The only writer that Naipaul considers a literary ancestor is, appropriately, British, and in fact a foreigner-turned-British: Joseph Conrad. At the other end of the twentieth century, Polish-born Conrad was attracted to England’s authority as a “civilized” country just as Naipaul was. It was in England that Conrad, like Naipaul, could “become a writer,” and it was from there that he embarked on his journeys at sea and through the Congo, most famously fictionalized in Heart of Darkness. Conrad’s themes were similar to Naipaul’s, too: the corruption of the colonizer and the colonized, the challenge and necessity of understanding the world without illusions, and yet our inevitable dependence on them.
But while Conrad blurred the distinction between “civilized” and “uncivilized,” suggesting that humanity bears a common heart of darkness, Naipaul upholds the distinction. He uses the terms “periphery” and “center” as the coordinates of his journey to England at age eighteen, for even at home, Trinidad felt peripheral. The Writer and the World, like all of Naipaul’s work, insists relentlessly that the countries of the Third World are uncivilized and that imitation is their doom, without ever suggesting that their continuing struggles might be the fault of their colonizers rather than their own.

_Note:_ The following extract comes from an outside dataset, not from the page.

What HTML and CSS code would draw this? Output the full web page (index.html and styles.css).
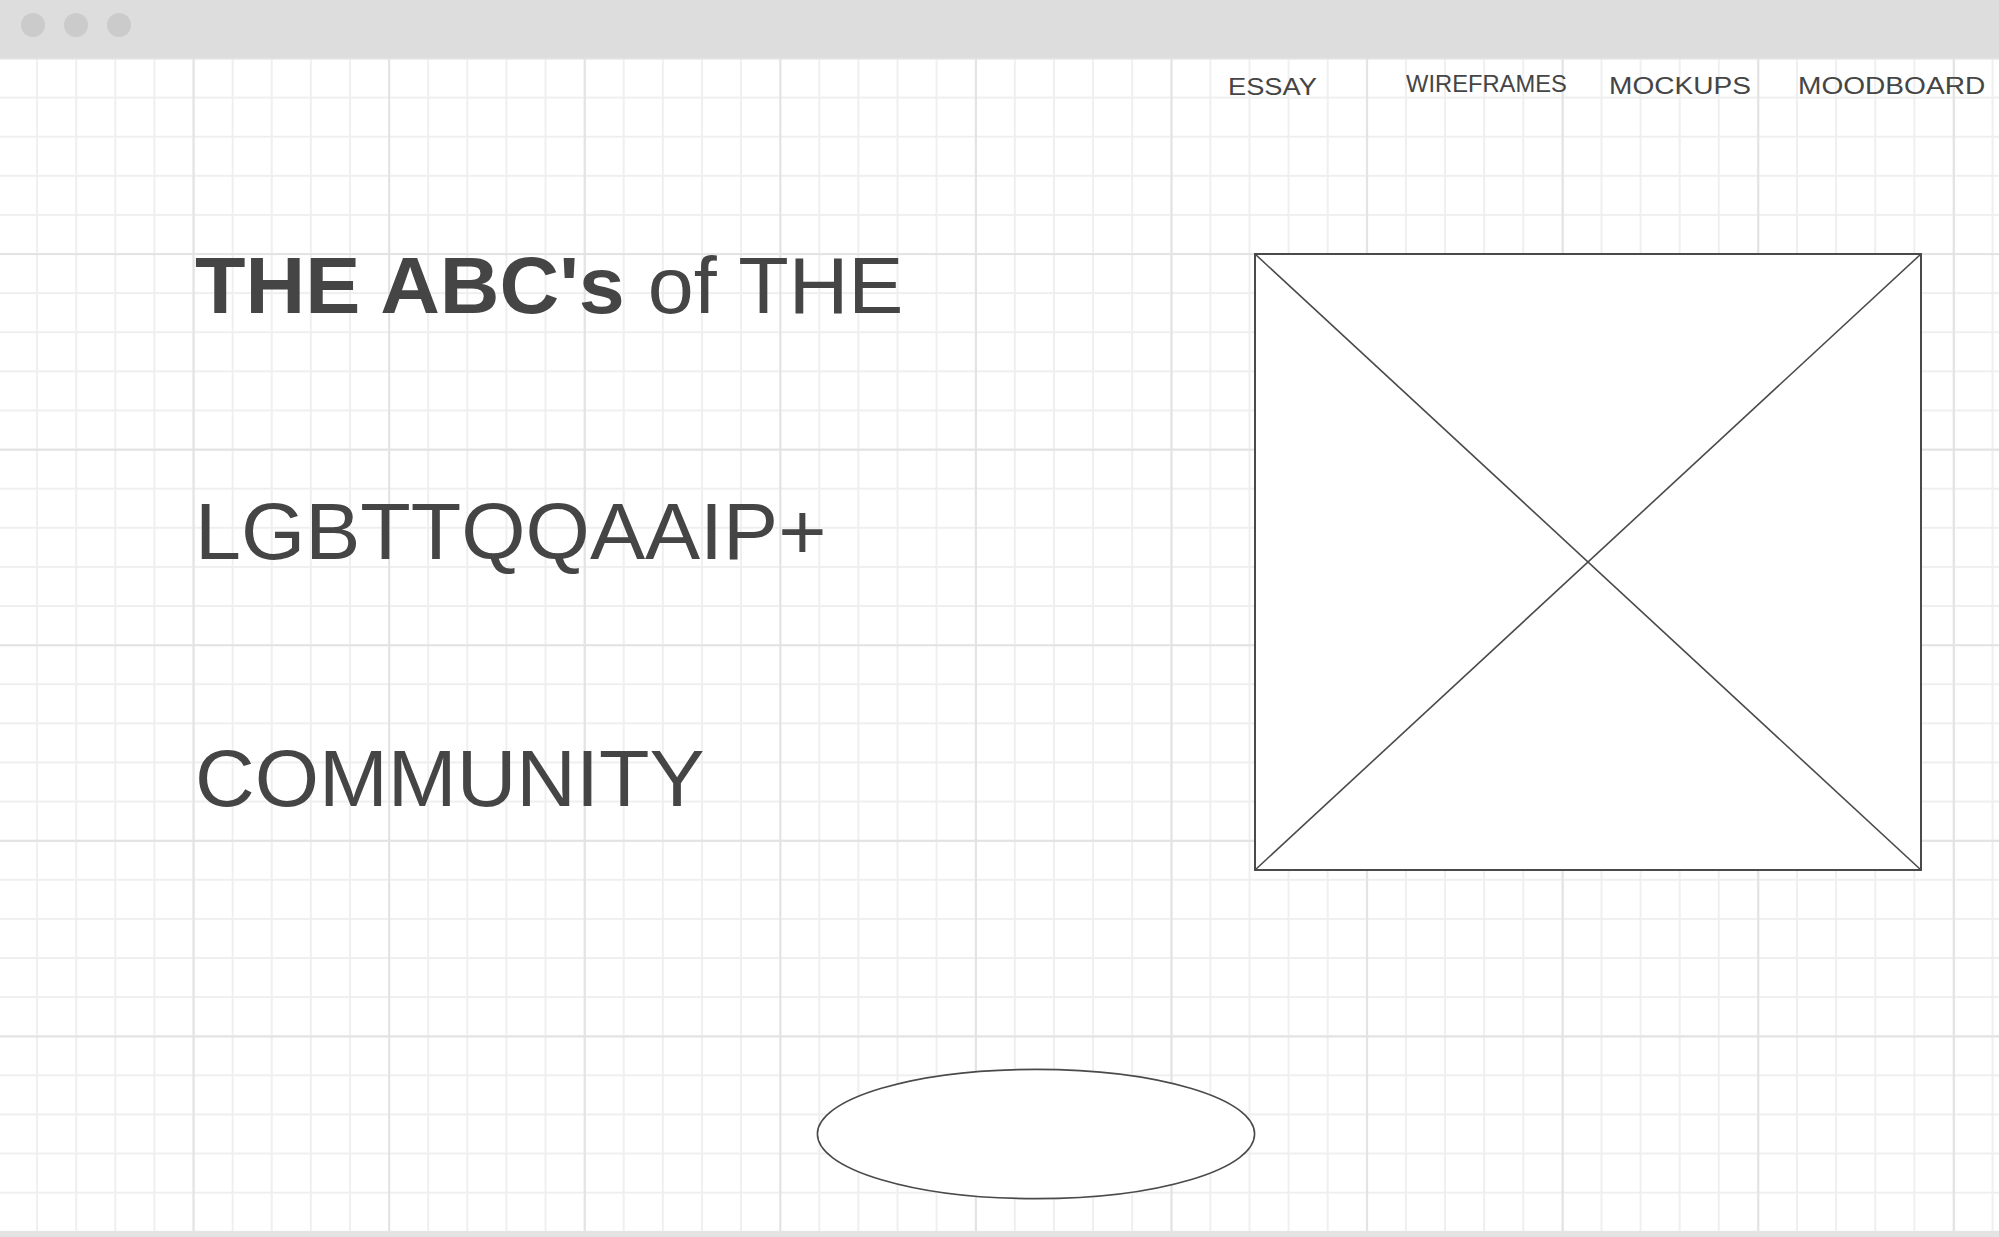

Naipaul is not a politician, however, and placing blame is not his object. Rather, The Writer and the World shows us the writer’s power to take readers places they have never been, and to make them see afresh places they have. Naipaul’s prose resonates with a respect for language and an astuteness of observation. If his youth lacked literature that told him what life was like in the dusty streets of Trinidad or India, he has since created it. And as for England, Naipaul’s silent respect for it would make Borges proud.